After the 2000 census, the Census Bureau summarized decades long shifts both in the type of housing and the characteristics of homeowners.   While there is a wealth of 2010 census data, I was unable to find a similar table that incorporated data from the recent census.  The Census Bureau notes that privately held housing starts do not include mobile homes, which grew to 7.6% of the housing stock in this country.   So the surge in housing per change in population of the 1970s and 1980s is understated.  This suggests that the new home market is not overbuilt but that people are less able or less willing to commit to owning a home than they were thirty and forty years ago.

Sales of existing homes, released Thursday, showed a recovery high of almost 5.5 million units on an annualized basis.  Realtors reported continuing strong demand in anticipation of rising mortgage rates.  The “churn” of existing homes is not a productive investment in and of itself since the home has already been built.  Sales in this category do generate fees for banks and realtors at the time of sale, and increased sales for Home Depot and remodelers as buyers remodel following the sales or sellers spruce up homes before they put them on the market.

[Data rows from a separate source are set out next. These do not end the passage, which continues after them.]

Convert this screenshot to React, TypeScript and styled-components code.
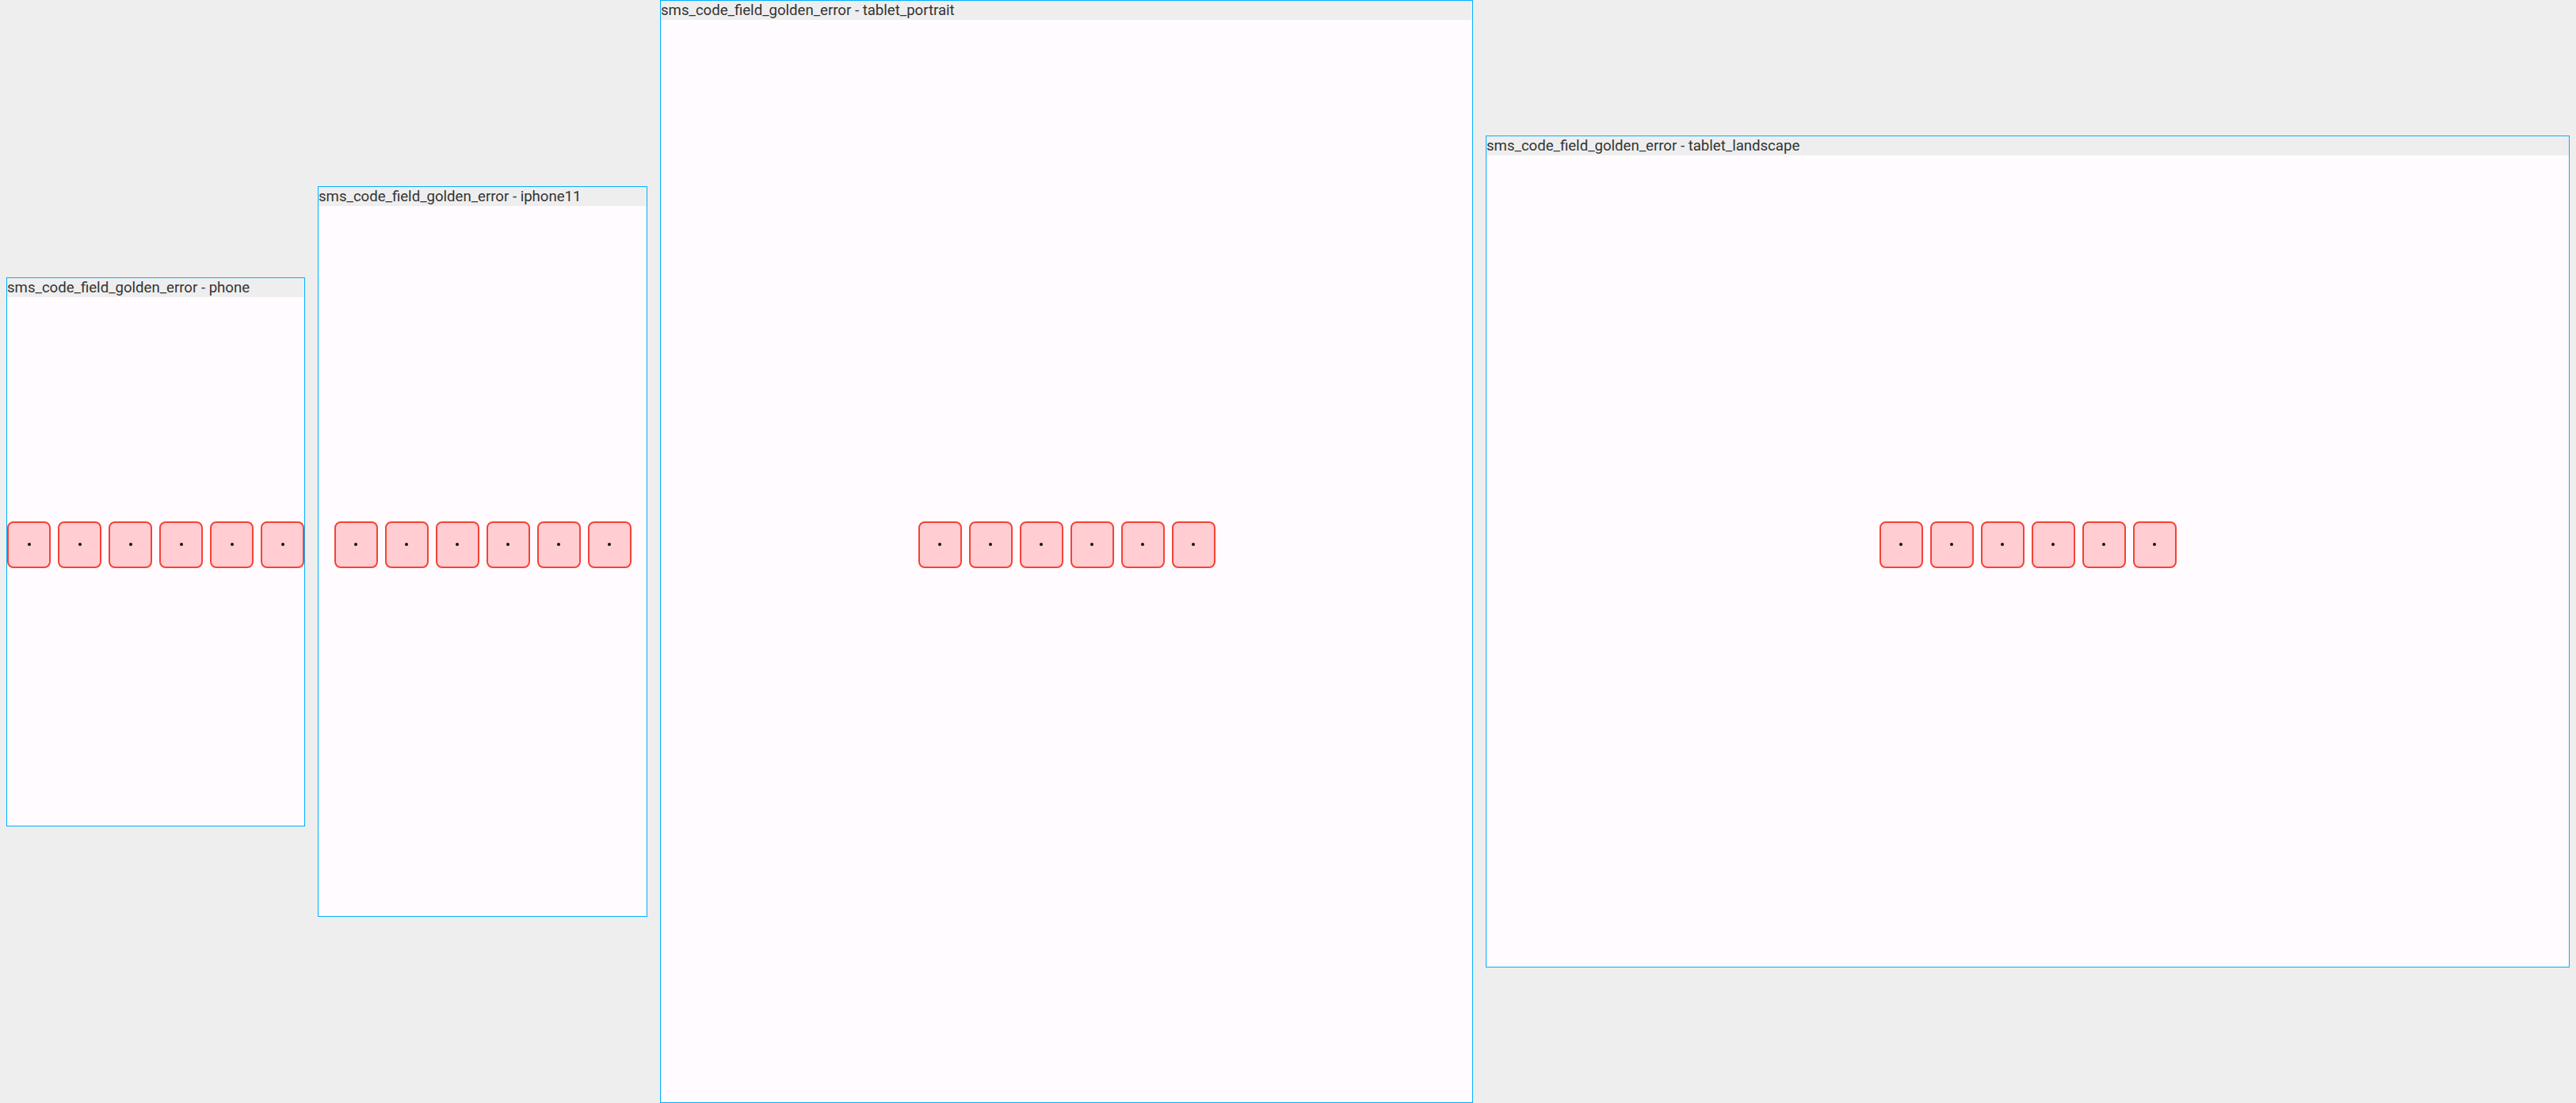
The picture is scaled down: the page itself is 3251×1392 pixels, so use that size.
import React from 'react';
import styled, { createGlobalStyle } from 'styled-components';

const GlobalStyle = createGlobalStyle`
  html, body {
    margin: 0;
    padding: 0;
    background: #eeeeee;
  }
  body {
    font-family: Roboto, "Noto Sans", sans-serif;
  }
`;

const Gallery = styled.div`
  display: flex;
  align-items: center;
  gap: 16px;
  height: 1392px;
  padding: 0 8px;
  box-sizing: border-box;
`;

const DeviceFrame = styled.div`
  display: flex;
  flex-direction: column;
  flex: none;
  border: 1px solid #00b0ff;
  background: #fffbfe;
`;

const Label = styled.div`
  height: 24px;
  line-height: 25px;
  background: #eeeeee;
  color: #333333;
  font-size: 18.6px;
  white-space: nowrap;
  overflow: hidden;
`;

const Screen = styled.div<{ $w: number; $h: number }>`
  width: ${(p) => p.$w}px;
  height: ${(p) => p.$h}px;
  display: flex;
  flex-direction: column;
  align-items: center;
  justify-content: center;
  overflow: hidden;
`;

const CodeField = styled.div`
  display: flex;
  flex-direction: column;
  align-items: center;
  padding-bottom: 42px;
`;

const CellRow = styled.div`
  display: flex;
  gap: 9px;
`;

const Cell = styled.div`
  width: 55px;
  height: 59px;
  box-sizing: border-box;
  border: 2px solid #f44336;
  border-radius: 8px;
  background: #ffcdd2;
  display: flex;
  align-items: center;
  justify-content: center;
`;

const Dot = styled.span`
  width: 4px;
  height: 4px;
  border-radius: 50%;
  background: #111111;
`;

const devices = [
  { name: 'phone', w: 375, h: 667 },
  { name: 'iphone11', w: 414, h: 896 },
  { name: 'tablet_portrait', w: 1024, h: 1366 },
  { name: 'tablet_landscape', w: 1366, h: 1024 },
];

const SmsCodeField = () => (
  <CodeField>
    <CellRow>
      {Array.from({ length: 6 }).map((_, i) => (
        <Cell key={i}>
          <Dot />
        </Cell>
      ))}
    </CellRow>
  </CodeField>
);

export default function App() {
  return (
    <>
      <GlobalStyle />
      <Gallery>
        {devices.map((d) => (
          <DeviceFrame key={d.name}>
            <Label>sms_code_field_golden_error - {d.name}</Label>
            <Screen $w={d.w} $h={d.h}>
              <SmsCodeField />
            </Screen>
          </DeviceFrame>
        ))}
      </Gallery>
    </>
  );
}
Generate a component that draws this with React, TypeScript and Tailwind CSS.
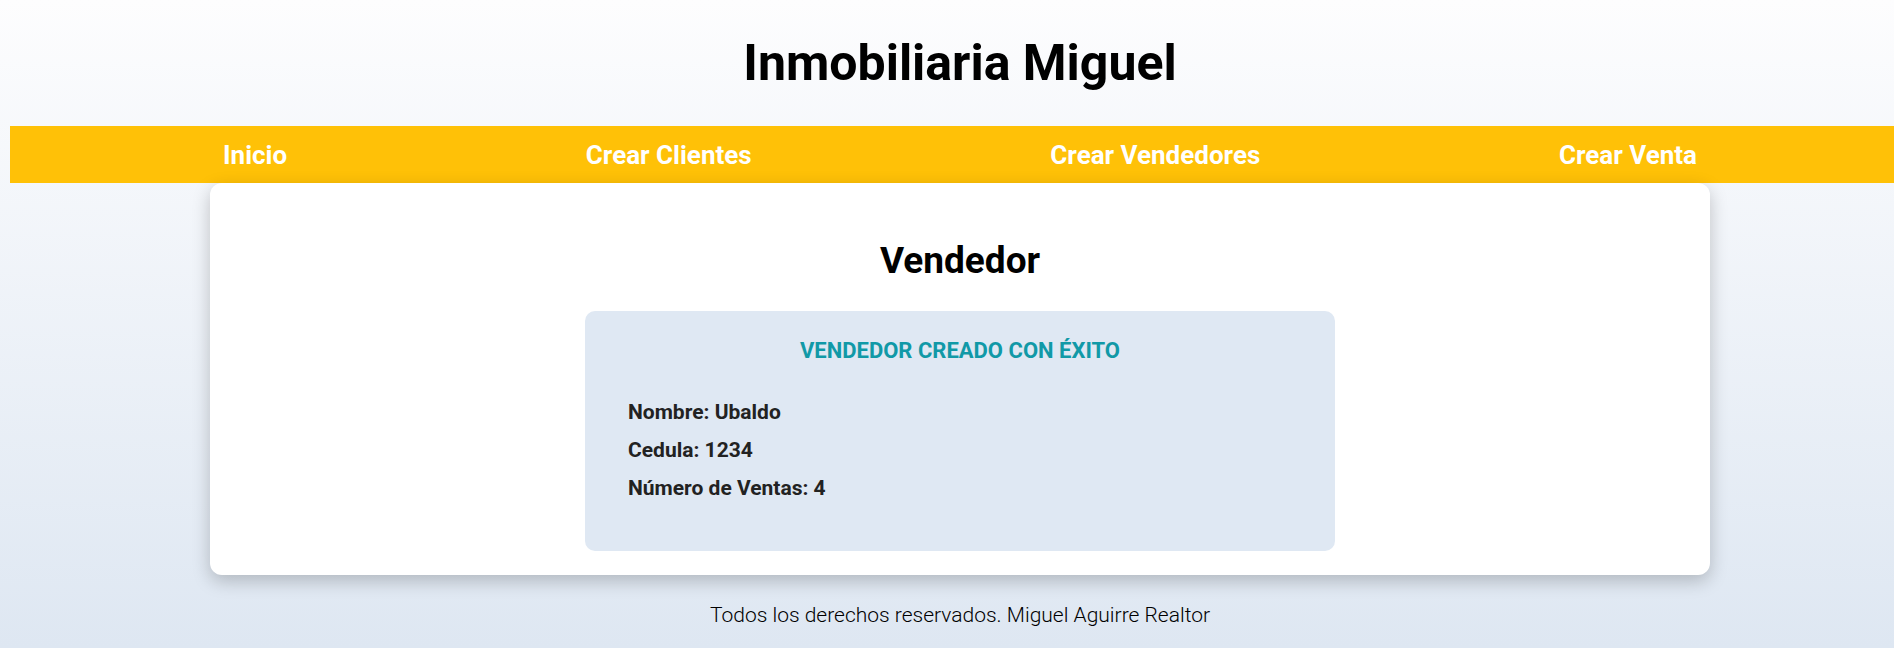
import React from 'react';

const links = ['Inicio', 'Crear Clientes', 'Crear Vendedores', 'Crear Venta'];

export default function App() {
  return (
    <div className="min-h-screen bg-gradient-to-b from-[#fdfdfe] to-[#dee7f2] pl-[10px] font-['Roboto',sans-serif] text-black">
      <header className="flex h-[126px] items-center justify-center pl-[16px]">
        <h1 className="text-[50px] font-bold leading-none">Inmobiliaria Miguel</h1>
      </header>

      <nav className="flex h-[57px] items-center justify-between bg-[#ffc107] pl-[213px] pr-[197px]">
        {links.map((label) => (
          <a key={label} href="#" className="text-[26px] font-bold leading-none text-white">
            {label}
          </a>
        ))}
      </nav>

      <div className="ml-[200px] w-[1500px]">
        <main className="rounded-xl bg-white pt-[59px] pb-[24px] shadow-[0_6px_18px_rgba(0,0,0,0.22)]">
          <h2 className="text-center text-[37px] font-bold leading-none">Vendedor</h2>

          <section className="mx-auto mt-[32px] w-[750px] rounded-[10px] bg-[#dfe8f3] pt-[29px] pb-[44px] pl-[43px]">
            <h3 className="pr-[43px] text-center text-[22px] font-bold uppercase leading-none text-[#1199a7]">
              Vendedor creado con éxito
            </h3>
            <div className="mt-[31px] text-[21px] font-bold leading-[38px] text-[#222]">
              <p>Nombre: Ubaldo</p>
              <p>Cedula: 1234</p>
              <p>Número de Ventas: 4</p>
            </div>
          </section>
        </main>

        <footer className="mt-[30px] text-center text-[21px] font-light leading-none text-black">
          Todos los derechos reservados. Miguel Aguirre Realtor
        </footer>
      </div>
    </div>
  );
}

The ratio of new spending per existing home is very small compared to the material and labor involved in building a new home.  The brisk pace of existing home sales does raise the valuation of existing homes, which leads people to feel that they are wealthier, which may induce them to loosen their purse strings.  Rising home values are good for those who own a home but increasing valuations make it that much more difficult for buyers trying to buy their first home.  People in their twenties and early thirties who are most likely to be first home buyers have been hit hard by the recession.

As the economy continues its muddling recovery and home prices rise, does this generation practice a stoic resignation as they look to the future?